The National Nuclear Security Administration (NNSA) still expects to be late starting delivery of refurbished nuclear gravity bombs and ballistic missile warheads to the Air Force and Navy, but the current crop of bombs and warheads are enough “to get the job done” for a little while longer, the No. 2 at U.S. Strategic Command said Wednesday.
NNSA disclosed in May that problems with commercial-off-the-shelf capacitors would probably delay the date the semi autonomous Department of Energy agency can finish its first refurbished B61-12 gravity bomb and W88 Alt 370 sub-launched, ballistic missile warhead.
The NNSA has not said how much longer it will need to complete the first war-ready versions of those weapons. The B61-12 first production unit was due in 2020, the first W88 Alt 370 in 2019.
Vice Adm. David Kriete declined to say whether NNSA has told Strategic Command when the civilian agency now expects to produce the first updated B61-12 and W88 Alt-370.
“The NNSA is top rate,” Kriete said. “They’re working really hard. They’re making progress and we’re in constant communications.”
In its B61-12 life-extension program, the NNSA aims to homogenize four existing versions of the B61 gravity bomb and extend the weapon’s life for 20 years.
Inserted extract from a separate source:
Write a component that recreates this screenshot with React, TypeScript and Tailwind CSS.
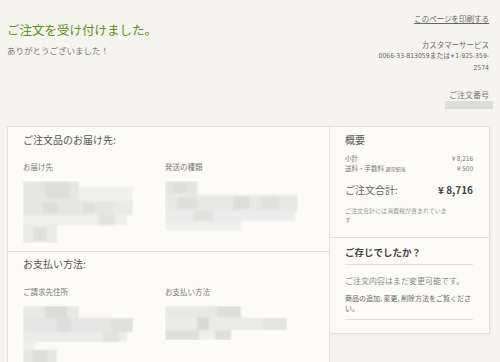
const jp = { fontFamily: '"Noto Sans CJK JP", "Noto Sans", sans-serif' };
const narrow = { fontFamily: '"DejaVu Sans Condensed", "Noto Sans CJK JP", sans-serif' };

type Cell = [number, number, number, number, string];

function Mosaic({ w, h, cells }: { w: number; h: number; cells: Cell[] }) {
  return (
    <svg width={w} height={h} viewBox={`0 0 ${w} ${h}`} className="block">
      <defs>
        <filter id="soft" x="-5%" y="-5%" width="110%" height="110%">
          <feGaussianBlur stdDeviation="0.8" />
        </filter>
      </defs>
      <g filter="url(#soft)">
        {cells.map(([x, y, cw, ch, c], i) => (
          <rect key={i} x={x} y={y} width={cw} height={ch} fill={c} />
        ))}
      </g>
    </svg>
  );
}

const addrCells: Cell[] = [
  [0, 0, 56, 20, '#e6e6e5'],
  [22, 2, 24, 15, '#dcdcdb'],
  [56, 6, 54, 14, '#f0f0ef'],
  [0, 20, 110, 14, '#e5e5e4'],
  [20, 22, 14, 10, '#dbdbda'],
  [60, 22, 12, 10, '#dededd'],
  [90, 20, 20, 14, '#eaeae9'],
  [0, 34, 104, 10, '#eeeeed'],
  [76, 34, 16, 10, '#e2e2e1'],
  [0, 44, 34, 18, '#ebebea'],
  [10, 46, 14, 14, '#e0e0df'],
];

const shipCells: Cell[] = [
  [0, 0, 32, 14, '#e5e5e4'],
  [8, 2, 14, 10, '#dddddc'],
  [0, 14, 133, 16, '#e8e8e7'],
  [12, 16, 20, 12, '#dededd'],
  [68, 16, 16, 12, '#dddddc'],
  [96, 16, 18, 12, '#e0e0df'],
  [0, 30, 130, 10, '#edecec'],
  [28, 30, 20, 10, '#e0e0df'],
  [0, 40, 76, 10, '#efefee'],
];

const billCells: Cell[] = [
  [0, 0, 56, 12, '#e8e8e7'],
  [22, 0, 22, 12, '#dbdbda'],
  [0, 12, 110, 14, '#e5e5e4'],
  [34, 12, 14, 14, '#dededd'],
  [88, 12, 22, 14, '#e0e0df'],
  [0, 26, 104, 10, '#edecec'],
  [80, 26, 16, 10, '#e2e2e1'],
  [0, 36, 12, 18, '#efefee'],
  [0, 44, 34, 14, '#e6e6e5'],
  [10, 44, 14, 14, '#dddddc'],
];

const payCells: Cell[] = [
  [0, 0, 76, 12, '#e8e8e7'],
  [52, 0, 24, 12, '#dededd'],
  [0, 12, 122, 12, '#ebebea'],
  [32, 12, 12, 12, '#d8d8d7'],
  [98, 12, 24, 12, '#e3e3e2'],
  [0, 24, 66, 10, '#dededd'],
  [34, 24, 16, 10, '#eeeeed'],
];

function Section({
  title,
  left,
  right,
  leftCells,
  rightCells,
  rightW,
  rightH,
  className,
  gap,
}: {
  title: string;
  left: string;
  right: string;
  leftCells: Cell[];
  rightCells: Cell[];
  rightW: number;
  rightH: number;
  className: string;
  gap: string;
}) {
  return (
    <div className={className}>
      <div className="text-[10px] leading-[14px] text-[#555]">{title}</div>
      <div className={`grid grid-cols-[142px_1fr] ${gap}`}>
        <div>
          <div className="text-[7.5px] leading-[10px] text-[#777]">{left}</div>
          <div className="mt-[9px]">
            <Mosaic w={110} h={62} cells={leftCells} />
          </div>
        </div>
        <div>
          <div className="text-[7.5px] leading-[10px] text-[#777]">{right}</div>
          <div className="mt-[9px]">
            <Mosaic w={rightW} h={rightH} cells={rightCells} />
          </div>
        </div>
      </div>
    </div>
  );
}

export default function App() {
  return (
    <div className="h-[362px] w-[500px] overflow-hidden bg-[#f6f4ef]" style={jp}>
      <div className="flex justify-between pl-[7px] pr-[11px]">
        <div className="pt-[22px]">
          <h1 className="text-[12.5px] leading-[16px] text-[#5e8f1f]">ご注文を受け付けました。</h1>
          <p className="mt-[6px] text-[8.5px] leading-[12px] text-[#777]">ありがとうございました！</p>
        </div>
        <div className="pt-[14px] text-right">
          <a className="block text-[7.5px] leading-[10px] text-[#666] underline">このページを印刷する</a>
          <div className="mt-[16px] text-[7.5px] leading-[10px] text-[#666]">カスタマーサービス</div>
          <div className="text-[6.8px] leading-[12px] text-[#666]" style={narrow}>
            0066-33-813059または+1-925-359-
            <br />
            2574
          </div>
          <div className="mt-[16px] text-[8px] leading-[10px] text-[#777]">ご注文番号</div>
          <div className="mr-[-4px] mt-[1px] ml-auto h-[8px] w-[48px] bg-[#dcdcdb] blur-[0.6px]" />
        </div>
      </div>

      <div className="ml-[7px] mt-[17px] flex w-[483px] items-start">
        <div className="h-[260px] w-[323px] shrink-0 border border-[#e4e1da] bg-[#fcfbf8] pl-[15px]">
          <Section
            title="ご注文品のお届け先:"
            left="お届け先"
            right="発送の種類"
            leftCells={addrCells}
            rightCells={shipCells}
            rightW={133}
            rightH={50}
            className="-ml-[15px] h-[125px] border-b border-[#e4e1da] pl-[15px] pt-[6px]"
            gap="mt-[15px]"
          />
          <Section
            title="お支払い方法:"
            left="ご請求先住所"
            right="お支払い方法"
            leftCells={billCells}
            rightCells={payCells}
            rightW={122}
            rightH={34}
            className="pt-[5px]"
            gap="mt-[16px]"
          />
        </div>

        <div className="w-[160px] border-y border-r border-[#e4e1da] bg-[#fcfbf8] shadow-[1px_1px_2px_rgba(0,0,0,0.04)]">
          <div className="h-[111px] border-b border-[#e4e1da] pl-[15px] pr-[16px] pt-[7px]">
            <div className="text-[10px] leading-[12px] text-[#555]">概要</div>
            <div className="mt-[7px] flex justify-between text-[6.5px] leading-[10px] text-[#777]">
              <span>小計</span>
              <span>¥ 8,216</span>
            </div>
            <div className="flex justify-between text-[6.5px] leading-[10px] text-[#777]">
              <span>
                送料・手数料 <span className="text-[5px]">通常配送</span>
              </span>
              <span>¥ 500</span>
            </div>
            <div className="mt-[9px] flex justify-between text-[10px] leading-[14px]">
              <span className="text-[#666]">ご注文合計:</span>
              <span className="font-bold text-[#444]">¥ 8,716</span>
            </div>
            <div className="mt-[9px] text-[6px] leading-[9px] text-[#999]">
              ご注文合計には消費税が含まれていま
              <br />す
            </div>
          </div>
          <div className="pl-[15px] pr-[16px] pb-[13px] pt-[8px]">
            <div className="border-b border-[#e4e1da] pb-[6px] text-[9.5px] font-bold leading-[12px] text-[#444]">
              ご存じでしたか？
            </div>
            <div className="mt-[11px] text-[8px] leading-[10px] text-[#888]">ご注文内容はまだ変更可能です。</div>
            <div className="mt-[7px] border-b border-[#e4e1da] pb-[6px] text-[7px] leading-[10px] text-[#666]">
              商品の追加, 変更, 削除方法をご覧くださ
              <br />
              い。
            </div>
          </div>
        </div>
      </div>
    </div>
  );
}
NNSA expected to spend about $8 billion on the program before the delay. The Air Force, meanwhile, expects to spend about $4 billion to produce the guided tail kit that will help the bomb maneuver.
W88 Alt 370 aims to replace electric detonation hardware used in the newer of the Navy’s two submarine-launched ballistic missile warheads, and replace the conventional high-explosives used to spark the warhead’s fissile core. That was expected to cost about $4 billion over roughly 10 years, including up to $3 billion in NNSA expenses, according to DoE and Pentagon documents.
The NNSA plans to build some 480 B61-12 bombs and has some 350 W88 warheads, the nonprofit Federation of American Scientists estimated this year.